When he returned to Charlottesville, Bennett shared with his players the highlights of his experience. He’d been thinking about them throughout his stay in Colorado Springs, wondering how UVa’s top players might fare in that setting.

“I said, ‘If you have a weakness, it gets exposed pretty quickly in those kinds of settings. If you can’t handle the ball, if you’re a little shaky with your feel and you’re unsound, you’ll look bad, because you’ll turn it over against the pressure, because everybody’s guarding hard. If you can’t guard a guy and keep him in front of you, he’ll blow by you,’ ” Bennett recalled.

“Of the guys that didn’t have great athleticism, which was very few, the ones that did well were usually terrific shooters, and they still knew how to play. The guys that were good, they understood their strengths and they stuck to those.”

The final roster includes Minnesota big man Trevor Mbakwe. One of the Cavaliers’ most memorable victories in 2010-11 came at the Golden Gophers’ expense in Minneapolis, a game that Mbakwe brought up with Bennett in Colorado Springs.

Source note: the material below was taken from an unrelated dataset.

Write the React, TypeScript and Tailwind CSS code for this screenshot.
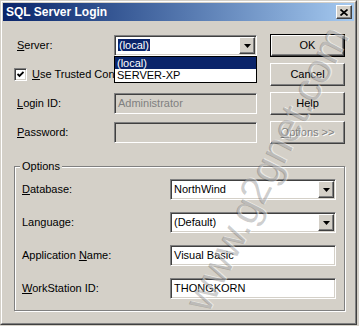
import type { ReactNode } from 'react'

const sunken =
  'border border-t-[#808080] border-l-[#808080] border-b-white border-r-white shadow-[inset_1px_1px_0_#404040,inset_-1px_-1px_0_#d4d0c8]'
const raised =
  'border border-t-white border-l-white border-b-[#404040] border-r-[#404040] shadow-[inset_-1px_-1px_0_#808080]'

function U({ children }: { children: ReactNode }) {
  return <span className="underline underline-offset-[1px]">{children}</span>
}

function Arrow() {
  return (
    <svg width="7" height="4" viewBox="0 0 7 4">
      <polygon points="0,0 7,0 3.5,4" fill="#000" />
    </svg>
  )
}

function Combo({ width, children }: { width: string; children: ReactNode }) {
  return (
    <div className={`${sunken} ${width} h-[21px] bg-white flex items-center p-px`}>
      <div className="flex-1 pl-[2px] truncate leading-[17px]">{children}</div>
      <div className={`${raised} w-[16px] h-[17px] bg-[#d4d0c8] flex items-center justify-center`}>
        <Arrow />
      </div>
    </div>
  )
}

function Field({ width, value, disabled }: { width: string; value: string; disabled?: boolean }) {
  return (
    <div
      className={`${sunken} ${width} h-[21px] flex items-center pl-[3px] ${
        disabled ? 'bg-[#d4d0c8] text-[#808080]' : 'bg-white'
      }`}
    >
      {value}
    </div>
  )
}

function Button({ label, isDefault, disabled }: { label: ReactNode; isDefault?: boolean; disabled?: boolean }) {
  const inner = (
    <div
      className={`${raised} w-full h-full bg-[#d4d0c8] flex items-center justify-center ${
        disabled ? 'text-[#808080] [text-shadow:1px_1px_0_#fff]' : ''
      }`}
    >
      {label}
    </div>
  )
  if (isDefault) {
    return <div className="w-[75px] h-[23px] border border-black">{inner}</div>
  }
  return <div className="w-[75px] h-[23px]">{inner}</div>
}

const options = [
  { label: <><U>D</U>atabase:</>, combo: true, value: 'NorthWind' },
  { label: <>Language:</>, combo: true, value: '(Default)' },
  { label: <>Application <U>N</U>ame:</>, combo: false, value: 'Visual Basic' },
  { label: <><U>W</U>orkStation ID:</>, combo: false, value: 'THONGKORN' },
]

export default function App() {
  return (
    <div className="w-[359px] h-[326px] bg-[#d4d0c8] font-['Liberation_Sans',Arial,sans-serif] text-[11px] text-black">
      <div className="relative w-[357px] h-[325px] border border-t-[#d4d0c8] border-l-[#d4d0c8] border-b-[#404040] border-r-[#404040] overflow-hidden">
        <div className="h-full border border-t-white border-l-white border-b-[#808080] border-r-[#808080] p-px flex flex-col">
          {/* title bar */}
          <div className="h-[18px] flex items-center justify-between pl-[3px] pr-[2px] bg-linear-to-r from-[#0a246a] to-[#a6caf0]">
            <span className="text-white font-bold text-[12px]">SQL Server Login</span>
            <div className={`${raised} w-[16px] h-[14px] bg-[#d4d0c8] flex items-center justify-center`}>
              <svg width="8" height="7" viewBox="0 0 8 7">
                <path d="M0.5 0.5 L7.5 6.5 M7.5 0.5 L0.5 6.5" stroke="#000" strokeWidth="1.7" />
              </svg>
            </div>
          </div>

          <div className="flex-1 pl-[11px] pt-[13px]">
            <div className="flex">
              <div className="w-[243px] flex flex-col gap-[6px]">
                <div className="h-[23px] flex items-center">
                  <div className="w-[100px] pl-[3px]">
                    <U>S</U>erver:
                  </div>
                  <div className="relative">
                    <Combo width="w-[143px]">
                      <span className="bg-[#0a246a] text-white px-px">(local)</span>
                    </Combo>
                    <div className="absolute left-0 top-[21px] w-[143px] border border-black bg-white z-10">
                      <div className="h-[12px] leading-[12px] pl-[2px] bg-[#0a246a] text-white">(local)</div>
                      <div className="h-[13px] leading-[13px] pl-[2px]">SERVER-XP</div>
                    </div>
                  </div>
                </div>
                <div className="h-[23px] flex items-center">
                  <div className={`${sunken} w-[13px] h-[13px] bg-white flex items-center justify-center`}>
                    <svg width="7" height="7" viewBox="0 0 7 7">
                      <path d="M0.5 3 L2.5 5 L6.5 1" stroke="#000" strokeWidth="1.8" fill="none" />
                    </svg>
                  </div>
                  <span className="ml-[5px]">
                    <U>U</U>se Trusted Connection
                  </span>
                </div>
                <div className="h-[23px] flex items-center">
                  <div className="w-[100px] pl-[3px]">
                    <U>L</U>ogin ID:
                  </div>
                  <Field width="w-[143px]" value="Administrator" disabled />
                </div>
                <div className="h-[23px] flex items-center">
                  <div className="w-[100px] pl-[3px]">
                    <U>P</U>assword:
                  </div>
                  <Field width="w-[143px]" value="" disabled />
                </div>
              </div>

              <div className="ml-[13px] flex flex-col gap-[6px]">
                <Button label="OK" isDefault />
                <Button label="Cancel" />
                <Button label="Help" />
                <Button label={<><U>O</U>ptions &gt;&gt;</>} disabled />
              </div>
            </div>

            {/* options group */}
            <div className="relative mt-[22px] w-[331px] h-[145px] border border-[#808080] shadow-[1px_1px_0_#fff,inset_1px_1px_0_#fff] pl-[7px] pt-[12px]">
              <span className="absolute left-[5px] top-[-8px] px-[2px] bg-[#d4d0c8] leading-[14px]">Options</span>
              <div className="flex flex-col gap-[12px]">
                {options.map((o, i) => (
                  <div key={i} className="h-[21px] flex items-center">
                    <div className="w-[148px]">{o.label}</div>
                    {o.combo ? (
                      <Combo width="w-[166px]">{o.value}</Combo>
                    ) : (
                      <Field width="w-[166px]" value={o.value} />
                    )}
                  </div>
                ))}
              </div>
            </div>
          </div>
        </div>

        {/* watermark */}
        <div className="absolute left-[266px] top-[168px] -translate-x-1/2 -translate-y-1/2 rotate-[-63deg] whitespace-nowrap text-[41px] text-black/20 [text-shadow:1px_1px_0_rgba(255,255,255,0.5)] pointer-events-none z-20">
          www.g2gnet.com
        </div>
      </div>
    </div>
  )
}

“He goes, ‘You guys shot the lights out on us,’ ” said Bennett, who chuckled at Mbakwe’s reference to “that young white guy who was making all those shots.”

That guy was, of course, freshman swingman Joe Harris, who hit 4 of 6 attempts from beyond the arc and scored 24 points in UVa’s 87-79 victory. “I told Joe in front of the team, ‘You were the young white guy,’ and they all laughed,” Bennett said.

Bennett’s teammates on the Pan Am team included Grant Hill, Jimmy Jackson and Christian Laettner. Bennett recently ran into Hill in Orlando, Fla., and they reminisced about their time together in 1991.

“That’s the bond you remember forever when you play on one of those teams,” Bennett said. And that’s why he speaks so highly about USA Basketball to his players at UVa.

“I told every one of them, ‘If you ever have a chance to get invited to a tryout for a USA Basketball team, whether it’s the under-19s, the World University Games, the Pan Ams, whatever, do it,’ ” Bennett said.

“What a chance if you can make it, and even if you get cut. I talked to a couple of those guys [cut in Colorado Springs], and I said, ‘This can be a tremendous springboard for you. Write down what you gotta go work on, because you get exposed.’ You figure it out: This is where it’s at.”